### What is needed
Only a number is wanted. Count the lines holding the string "components".
-- START OF Dataset content --
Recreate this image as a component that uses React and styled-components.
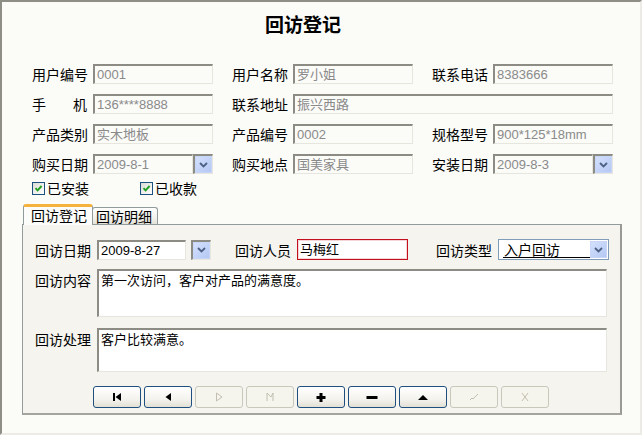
import styled, { createGlobalStyle } from 'styled-components';

const Global = createGlobalStyle`
  html, body { margin: 0; padding: 0; background: #fbfbf7; }
  * { box-sizing: border-box; }
`;

const cjk = `"Noto Sans CJK SC", "Liberation Sans", sans-serif`;
const latin = `"Liberation Sans", "Noto Sans CJK SC", sans-serif`;

const Frame = styled.div`
  width: 642px;
  height: 435px;
  border-top: 2px solid #8e8e86;
  border-left: 2px solid #8e8e86;
  border-right: 2px solid #ecebe6;
  border-bottom: 2px solid #ecebe6;
  background: #fbfbf7;
  font-family: ${cjk};
  color: #000;
  overflow: hidden;
`;

const Title = styled.div`
  padding: 10px 0 0 263px;
  height: 36px;
  line-height: 24px;
  font-size: 19px;
  font-weight: 700;
`;

const Form = styled.div`
  padding-left: 30px;
  margin-top: 26px;
`;

const Rows = styled.div`
  display: flex;
  flex-direction: column;
  gap: 10px;
`;

const Row = styled.div`
  display: flex;
  align-items: center;
  height: 20px;
  gap: 19px;
`;

const Group = styled.div`
  display: flex;
  align-items: center;
  gap: ${p => p.$gap ?? 6}px;
  margin-left: ${p => p.$ml || 0}px;
`;

const Label = styled.div`
  width: 55px;
  font-size: 14px;
  line-height: 20px;
  white-space: nowrap;
  display: flex;
  justify-content: ${p => (p.$spread ? 'space-between' : 'flex-start')};
  align-self: ${p => (p.$top ? 'flex-start' : 'center')};
  margin-top: ${p => (p.$top ? 1 : 0)}px;
`;

const Field = styled.div`
  width: ${p => p.$w || 120}px;
  height: ${p => p.$h || 20}px;
  border-top: 2px solid #8c8c84;
  border-left: 2px solid #8c8c84;
  border-right: 1px solid #e6e5de;
  border-bottom: 1px solid #e6e5de;
  background: ${p => (p.$white ? '#ffffff' : '#fbfbf8')};
  color: ${p => (p.$dark ? '#000' : '#8a8a8a')};
  font-family: ${latin};
  font-size: 13px;
  line-height: 17px;
  padding-left: 2px;
  white-space: nowrap;
  overflow: hidden;
`;

const RedField = styled.div`
  width: 111px;
  height: 21px;
  border: 1px solid #c4101c;
  box-shadow: inset 0 0 0 1px #f4d6d8;
  background: #fff;
  font-family: ${latin};
  font-size: 13px;
  line-height: 19px;
  padding-left: 2px;
`;

const DropFrame = styled.div`
  width: 20px;
  height: 20px;
  border-top: 2px solid #8c8c84;
  border-left: 2px solid #8c8c84;
  border-right: 1px solid #e6e5de;
  border-bottom: 1px solid #e6e5de;
  display: flex;
`;

const DropFace = styled.div`
  flex: 1;
  display: flex;
  align-items: center;
  justify-content: center;
  background: linear-gradient(135deg, #d4e0fc, #b4c8f4);
  border: 1px solid #c7d6f7;
`;

const Chevron = () => (
  <svg width="9" height="6" viewBox="0 0 9 6">
    <path d="M1 1 L4.5 4.5 L8 1" fill="none" stroke="#4d6185" strokeWidth="1.8" />
  </svg>
);

const DateBox = ({ value, w = 100, gap = 0, white, dark }) => (
  <Group $gap={gap}>
    <Field $w={w} $white={white} $dark={dark}>{value}</Field>
    <DropFrame>
      <DropFace>
        <Chevron />
      </DropFace>
    </DropFrame>
  </Group>
);

const Select = styled.div`
  width: 111px;
  height: 21px;
  border: 1px solid #7f9db9;
  background: #fff;
  display: flex;
  align-items: stretch;
  padding: 1px;
`;

const SelectText = styled.div`
  flex: 1;
  padding-left: 3px;
  font-size: 14px;
  line-height: 17px;
`;

const SelectLine = styled.span`
  display: inline-block;
  width: 87px;
  border-bottom: 1.5px solid #000;
  line-height: 16px;
  padding-left: 1px;
`;

const SelectBtn = styled(DropFace)`
  flex: 0 0 17px;
`;

const CheckRow = styled.div`
  display: flex;
  margin-top: 8px;
  height: 13px;
  align-items: center;
`;

const CheckItem = styled.div`
  display: flex;
  align-items: center;
  gap: 2px;
  width: ${p => p.$w || 'auto'};
  font-size: 14px;
  line-height: 13px;
`;

const Box = styled.div`
  width: 13px;
  height: 13px;
  border: 1px solid #1c5180;
  background: linear-gradient(135deg, #dcdcd6, #ffffff);
  display: flex;
  align-items: center;
  justify-content: center;
`;

const Check = ({ children, w }) => (
  <CheckItem $w={w}>
    <Box>
      <svg width="9" height="9" viewBox="0 0 9 9">
        <path d="M1.5 4.2 L3.6 6.4 L7.6 2" fill="none" stroke="#21a121" strokeWidth="1.9" />
      </svg>
    </Box>
    {children}
  </CheckItem>
);

const TabStrip = styled.div`
  display: flex;
  align-items: flex-end;
  height: 20px;
  margin: 9px 0 0 -10px;
  padding-left: 1px;
  position: relative;
  z-index: 1;
`;

const Tab = styled.div`
  height: ${p => (p.$active ? 21 : 17)}px;
  width: ${p => (p.$active ? 70 : 66)}px;
  font-size: 14px;
  line-height: ${p => (p.$active ? 17 : 16)}px;
  padding-left: ${p => (p.$active ? 7 : 3)}px;
  border: 1px solid #919b9c;
  border-bottom: none;
  border-top: ${p => (p.$active ? '3px solid #f5b33d' : '1px solid #919b9c')};
  border-radius: 3px 3px 0 0;
  margin-bottom: ${p => (p.$active ? -1 : 0)}px;
  background: ${p =>
    p.$active ? '#fcfcfa' : 'linear-gradient(#ffffff, #f0efe9 70%, #e3e1d8)'};
  margin-left: ${p => (p.$active ? 0 : -1)}px;
`;

const Panel = styled.div`
  width: 600px;
  margin-left: -10px;
  border: 1px solid #919b9c;
  border-right: 2px solid #9a9a95;
  border-bottom: 2px solid #a5a59f;
  background: #f5f4ef;
  padding: 14px 13px 5px 12px;
`;

const PanelRow = styled.div`
  display: flex;
  align-items: ${p => (p.$top ? 'flex-start' : 'center')};
  height: ${p => p.$h || 21}px;
  margin-top: ${p => p.$mt || 0}px;
  gap: 7px;
`;

const Memo = styled(Field)`
  width: 510px;
  font-family: ${cjk};
  line-height: 18px;
  padding-left: 2px;
`;

const NavBar = styled.div`
  display: flex;
  gap: 3px;
  margin: 14px 0 0 58px;
`;

const NavButton = styled.div`
  width: 48px;
  height: 22px;
  border-radius: 3px;
  border: 1px solid ${p => (p.$off ? '#cac8bb' : '#1e4f7f')};
  background: ${p =>
    p.$off ? '#f5f4ed' : 'linear-gradient(#ffffff, #f4f3ee 60%, #e2e0d6)'};
  display: flex;
  align-items: center;
  justify-content: center;
`;

const ink = '#000';
const dim = '#c2bfb0';

const NavIcon = ({ kind }) => {
  const shapes = {
    first: (
      <>
        <rect x="2" y="1" width="2" height="8" fill={ink} />
        <polygon points="10,1 10,9 4.5,5" fill={ink} />
      </>
    ),
    prior: <polygon points="9,1 9,9 3.5,5" fill={ink} />,
    next: <polygon points="3.5,1 9,5 3.5,9" fill="none" stroke={dim} strokeWidth="1" />,
    last: (
      <path d="M3 9 V1 L7 5 L9 1 V9" fill="none" stroke={dim} strokeWidth="1" />
    ),
    insert: (
      <>
        <rect x="1.5" y="4" width="9" height="3" fill={ink} />
        <rect x="4.5" y="1" width="3" height="9" fill={ink} />
      </>
    ),
    remove: <rect x="0.5" y="4" width="11" height="3" fill={ink} />,
    edit: <polygon points="1,8 6,3 11,8" fill={ink} />,
    post: <path d="M2 8 L4 6 L5 7 L10 2" fill="none" stroke={dim} strokeWidth="1" />,
    cancel: <path d="M3 1 L9 9 M9 1 L3 9" fill="none" stroke={dim} strokeWidth="1" />,
  };
  return (
    <svg width="12" height="10" viewBox="0 0 12 10">
      {shapes[kind]}
    </svg>
  );
};

const navs = [
  ['first', false],
  ['prior', false],
  ['next', true],
  ['last', true],
  ['insert', false],
  ['remove', false],
  ['edit', false],
  ['post', true],
  ['cancel', true],
];

export default function App() {
  return (
    <Frame>
      <Global />
      <Title>回访登记</Title>
      <Form>
        <Rows>
          <Row>
            <Group>
              <Label>用户编号</Label>
              <Field>0001</Field>
            </Group>
            <Group>
              <Label>用户名称</Label>
              <Field>罗小姐</Field>
            </Group>
            <Group>
              <Label>联系电话</Label>
              <Field>8383666</Field>
            </Group>
          </Row>
          <Row>
            <Group>
              <Label $spread>
                <span>手</span>
                <span>机</span>
              </Label>
              <Field>136****8888</Field>
            </Group>
            <Group>
              <Label>联系地址</Label>
              <Field $w={320}>振兴西路</Field>
            </Group>
          </Row>
          <Row>
            <Group>
              <Label>产品类别</Label>
              <Field>实木地板</Field>
            </Group>
            <Group>
              <Label>产品编号</Label>
              <Field>0002</Field>
            </Group>
            <Group>
              <Label>规格型号</Label>
              <Field>900*125*18mm</Field>
            </Group>
          </Row>
          <Row>
            <Group>
              <Label>购买日期</Label>
              <DateBox value="2009-8-1" />
            </Group>
            <Group>
              <Label>购买地点</Label>
              <Field>国美家具</Field>
            </Group>
            <Group>
              <Label>安装日期</Label>
              <DateBox value="2009-8-3" />
            </Group>
          </Row>
        </Rows>
        <CheckRow>
          <Check w="108px">已安装</Check>
          <Check>已收款</Check>
        </CheckRow>
        <TabStrip>
          <Tab $active>回访登记</Tab>
          <Tab>回访明细</Tab>
        </TabStrip>
        <Panel>
          <PanelRow>
            <Group $gap={7}>
              <Label>回访日期</Label>
              <DateBox value="2009-8-27" w={89} gap={5} white dark />
            </Group>
            <Group $gap={7} $ml={17}>
              <Label>回访人员</Label>
              <RedField>马梅红</RedField>
            </Group>
            <Group $gap={7} $ml={21}>
              <Label>回访类型</Label>
              <Select>
                <SelectText>
                  <SelectLine>入户回访</SelectLine>
                </SelectText>
                <SelectBtn>
                  <Chevron />
                </SelectBtn>
              </Select>
            </Group>
          </PanelRow>
          <PanelRow $top $h={48} $mt={9}>
            <Label $top>回访内容</Label>
            <Memo $h={48} $white $dark>
              第一次访问，客户对产品的满意度。
            </Memo>
          </PanelRow>
          <PanelRow $top $h={44} $mt={11}>
            <Label $top>回访处理</Label>
            <Memo $h={44} $white $dark>
              客户比较满意。
            </Memo>
          </PanelRow>
          <NavBar>
            {navs.map(([kind, off]) => (
              <NavButton key={kind} $off={off}>
                <NavIcon kind={kind} />
              </NavButton>
            ))}
          </NavBar>
        </Panel>
      </Form>
    </Frame>
  );
}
-- END OF Dataset content --
### Answer to this problem
2